- _GOAL_:
Would you write out the listing verbatim and skip every picture in it?

- _Front-end source files_:
= = = = = = =
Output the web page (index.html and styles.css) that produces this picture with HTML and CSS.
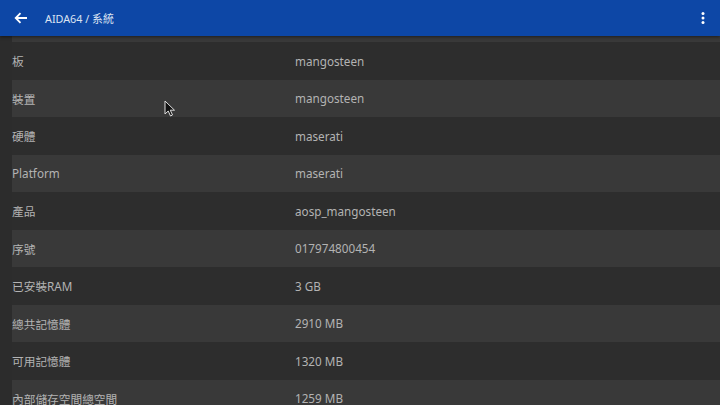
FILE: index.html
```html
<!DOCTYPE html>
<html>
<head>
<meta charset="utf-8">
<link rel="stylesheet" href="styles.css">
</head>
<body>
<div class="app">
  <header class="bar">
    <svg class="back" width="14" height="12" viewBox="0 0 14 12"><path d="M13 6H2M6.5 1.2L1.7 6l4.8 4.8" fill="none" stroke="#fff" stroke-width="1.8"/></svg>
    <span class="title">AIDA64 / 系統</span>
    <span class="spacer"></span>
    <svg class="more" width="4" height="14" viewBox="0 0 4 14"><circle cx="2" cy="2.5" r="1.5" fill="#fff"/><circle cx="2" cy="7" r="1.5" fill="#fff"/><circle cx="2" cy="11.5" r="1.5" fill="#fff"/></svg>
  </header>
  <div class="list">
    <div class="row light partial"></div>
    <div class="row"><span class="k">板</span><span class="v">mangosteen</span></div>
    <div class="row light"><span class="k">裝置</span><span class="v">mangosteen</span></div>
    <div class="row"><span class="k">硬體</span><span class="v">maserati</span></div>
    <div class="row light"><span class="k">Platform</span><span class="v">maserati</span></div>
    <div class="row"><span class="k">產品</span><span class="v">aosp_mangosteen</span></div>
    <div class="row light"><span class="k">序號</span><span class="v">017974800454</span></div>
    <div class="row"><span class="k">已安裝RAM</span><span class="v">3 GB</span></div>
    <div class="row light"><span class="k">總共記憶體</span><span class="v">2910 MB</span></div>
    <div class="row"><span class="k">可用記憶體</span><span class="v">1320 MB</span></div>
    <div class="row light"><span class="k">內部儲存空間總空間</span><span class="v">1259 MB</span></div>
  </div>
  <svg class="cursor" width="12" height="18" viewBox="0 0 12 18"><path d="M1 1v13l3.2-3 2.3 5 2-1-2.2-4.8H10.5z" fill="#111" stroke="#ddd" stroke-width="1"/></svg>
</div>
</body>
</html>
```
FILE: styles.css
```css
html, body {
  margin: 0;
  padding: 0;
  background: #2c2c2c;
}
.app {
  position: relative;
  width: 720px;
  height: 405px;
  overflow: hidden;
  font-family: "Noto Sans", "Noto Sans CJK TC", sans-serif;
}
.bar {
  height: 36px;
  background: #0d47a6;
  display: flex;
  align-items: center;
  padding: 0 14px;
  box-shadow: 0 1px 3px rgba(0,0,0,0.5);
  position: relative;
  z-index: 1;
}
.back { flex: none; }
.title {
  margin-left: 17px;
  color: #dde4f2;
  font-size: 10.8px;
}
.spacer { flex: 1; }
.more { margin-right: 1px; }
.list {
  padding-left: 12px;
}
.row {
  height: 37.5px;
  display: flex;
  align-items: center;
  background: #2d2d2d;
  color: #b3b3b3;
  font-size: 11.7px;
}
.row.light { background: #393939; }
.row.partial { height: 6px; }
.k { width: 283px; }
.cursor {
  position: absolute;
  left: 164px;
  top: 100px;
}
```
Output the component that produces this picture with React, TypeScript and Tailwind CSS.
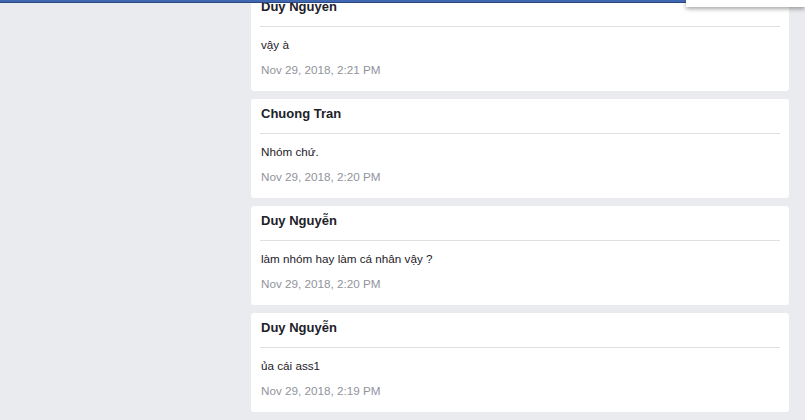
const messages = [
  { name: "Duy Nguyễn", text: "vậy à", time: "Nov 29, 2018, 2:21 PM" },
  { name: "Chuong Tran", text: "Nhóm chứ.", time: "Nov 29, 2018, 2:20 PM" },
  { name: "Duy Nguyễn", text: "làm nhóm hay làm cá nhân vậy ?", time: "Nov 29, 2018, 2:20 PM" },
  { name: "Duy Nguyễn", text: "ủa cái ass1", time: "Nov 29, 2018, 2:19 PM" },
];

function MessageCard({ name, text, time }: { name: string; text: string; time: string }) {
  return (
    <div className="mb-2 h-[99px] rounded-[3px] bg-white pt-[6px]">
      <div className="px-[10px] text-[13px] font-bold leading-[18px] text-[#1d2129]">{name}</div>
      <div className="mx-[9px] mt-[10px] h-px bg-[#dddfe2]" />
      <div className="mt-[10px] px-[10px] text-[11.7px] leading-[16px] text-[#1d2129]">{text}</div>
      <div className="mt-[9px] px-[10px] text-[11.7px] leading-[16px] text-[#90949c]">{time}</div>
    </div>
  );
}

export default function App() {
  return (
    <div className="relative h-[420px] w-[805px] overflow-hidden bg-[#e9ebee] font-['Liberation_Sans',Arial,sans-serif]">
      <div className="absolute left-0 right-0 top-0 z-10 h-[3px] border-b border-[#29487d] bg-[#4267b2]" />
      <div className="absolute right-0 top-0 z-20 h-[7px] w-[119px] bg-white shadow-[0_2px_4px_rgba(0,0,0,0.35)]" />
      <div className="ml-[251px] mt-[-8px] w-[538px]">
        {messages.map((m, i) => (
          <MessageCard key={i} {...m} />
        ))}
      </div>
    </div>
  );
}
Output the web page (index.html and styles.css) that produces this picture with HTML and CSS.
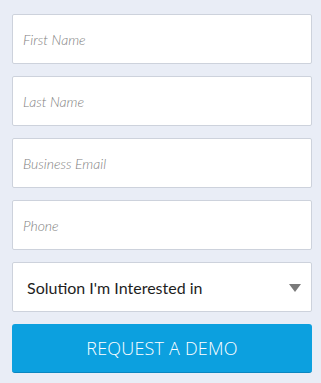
= = = = = = =
- _EXERCISE SOLUTION_:
Output the web page (index.html and styles.css) that produces this picture with HTML and CSS.
FILE: index.html
```html
<!DOCTYPE html>
<html>
<head>
<meta charset="utf-8">
<link rel="stylesheet" href="styles.css">
</head>
<body>
<div class="app">
  <header class="bar">
    <svg class="back" width="14" height="12" viewBox="0 0 14 12"><path d="M13 6H2M6.5 1.2L1.7 6l4.8 4.8" fill="none" stroke="#fff" stroke-width="1.8"/></svg>
    <span class="title">AIDA64 / 系統</span>
    <span class="spacer"></span>
    <svg class="more" width="4" height="14" viewBox="0 0 4 14"><circle cx="2" cy="2.5" r="1.5" fill="#fff"/><circle cx="2" cy="7" r="1.5" fill="#fff"/><circle cx="2" cy="11.5" r="1.5" fill="#fff"/></svg>
  </header>
  <div class="list">
    <div class="row light partial"></div>
    <div class="row"><span class="k">板</span><span class="v">mangosteen</span></div>
    <div class="row light"><span class="k">裝置</span><span class="v">mangosteen</span></div>
    <div class="row"><span class="k">硬體</span><span class="v">maserati</span></div>
    <div class="row light"><span class="k">Platform</span><span class="v">maserati</span></div>
    <div class="row"><span class="k">產品</span><span class="v">aosp_mangosteen</span></div>
    <div class="row light"><span class="k">序號</span><span class="v">017974800454</span></div>
    <div class="row"><span class="k">已安裝RAM</span><span class="v">3 GB</span></div>
    <div class="row light"><span class="k">總共記憶體</span><span class="v">2910 MB</span></div>
    <div class="row"><span class="k">可用記憶體</span><span class="v">1320 MB</span></div>
    <div class="row light"><span class="k">內部儲存空間總空間</span><span class="v">1259 MB</span></div>
  </div>
  <svg class="cursor" width="12" height="18" viewBox="0 0 12 18"><path d="M1 1v13l3.2-3 2.3 5 2-1-2.2-4.8H10.5z" fill="#111" stroke="#ddd" stroke-width="1"/></svg>
</div>
</body>
</html>
```
FILE: styles.css
```css
html, body {
  margin: 0;
  padding: 0;
  background: #2c2c2c;
}
.app {
  position: relative;
  width: 720px;
  height: 405px;
  overflow: hidden;
  font-family: "Noto Sans", "Noto Sans CJK TC", sans-serif;
}
.bar {
  height: 36px;
  background: #0d47a6;
  display: flex;
  align-items: center;
  padding: 0 14px;
  box-shadow: 0 1px 3px rgba(0,0,0,0.5);
  position: relative;
  z-index: 1;
}
.back { flex: none; }
.title {
  margin-left: 17px;
  color: #dde4f2;
  font-size: 10.8px;
}
.spacer { flex: 1; }
.more { margin-right: 1px; }
.list {
  padding-left: 12px;
}
.row {
  height: 37.5px;
  display: flex;
  align-items: center;
  background: #2d2d2d;
  color: #b3b3b3;
  font-size: 11.7px;
}
.row.light { background: #393939; }
.row.partial { height: 6px; }
.k { width: 283px; }
.cursor {
  position: absolute;
  left: 164px;
  top: 100px;
}
```
Output the component that produces this picture with React, TypeScript and Tailwind CSS.
const messages = [
  { name: "Duy Nguyễn", text: "vậy à", time: "Nov 29, 2018, 2:21 PM" },
  { name: "Chuong Tran", text: "Nhóm chứ.", time: "Nov 29, 2018, 2:20 PM" },
  { name: "Duy Nguyễn", text: "làm nhóm hay làm cá nhân vậy ?", time: "Nov 29, 2018, 2:20 PM" },
  { name: "Duy Nguyễn", text: "ủa cái ass1", time: "Nov 29, 2018, 2:19 PM" },
];

function MessageCard({ name, text, time }: { name: string; text: string; time: string }) {
  return (
    <div className="mb-2 h-[99px] rounded-[3px] bg-white pt-[6px]">
      <div className="px-[10px] text-[13px] font-bold leading-[18px] text-[#1d2129]">{name}</div>
      <div className="mx-[9px] mt-[10px] h-px bg-[#dddfe2]" />
      <div className="mt-[10px] px-[10px] text-[11.7px] leading-[16px] text-[#1d2129]">{text}</div>
      <div className="mt-[9px] px-[10px] text-[11.7px] leading-[16px] text-[#90949c]">{time}</div>
    </div>
  );
}

export default function App() {
  return (
    <div className="relative h-[420px] w-[805px] overflow-hidden bg-[#e9ebee] font-['Liberation_Sans',Arial,sans-serif]">
      <div className="absolute left-0 right-0 top-0 z-10 h-[3px] border-b border-[#29487d] bg-[#4267b2]" />
      <div className="absolute right-0 top-0 z-20 h-[7px] w-[119px] bg-white shadow-[0_2px_4px_rgba(0,0,0,0.35)]" />
      <div className="ml-[251px] mt-[-8px] w-[538px]">
        {messages.map((m, i) => (
          <MessageCard key={i} {...m} />
        ))}
      </div>
    </div>
  );
}
Output the web page (index.html and styles.css) that produces this picture with HTML and CSS.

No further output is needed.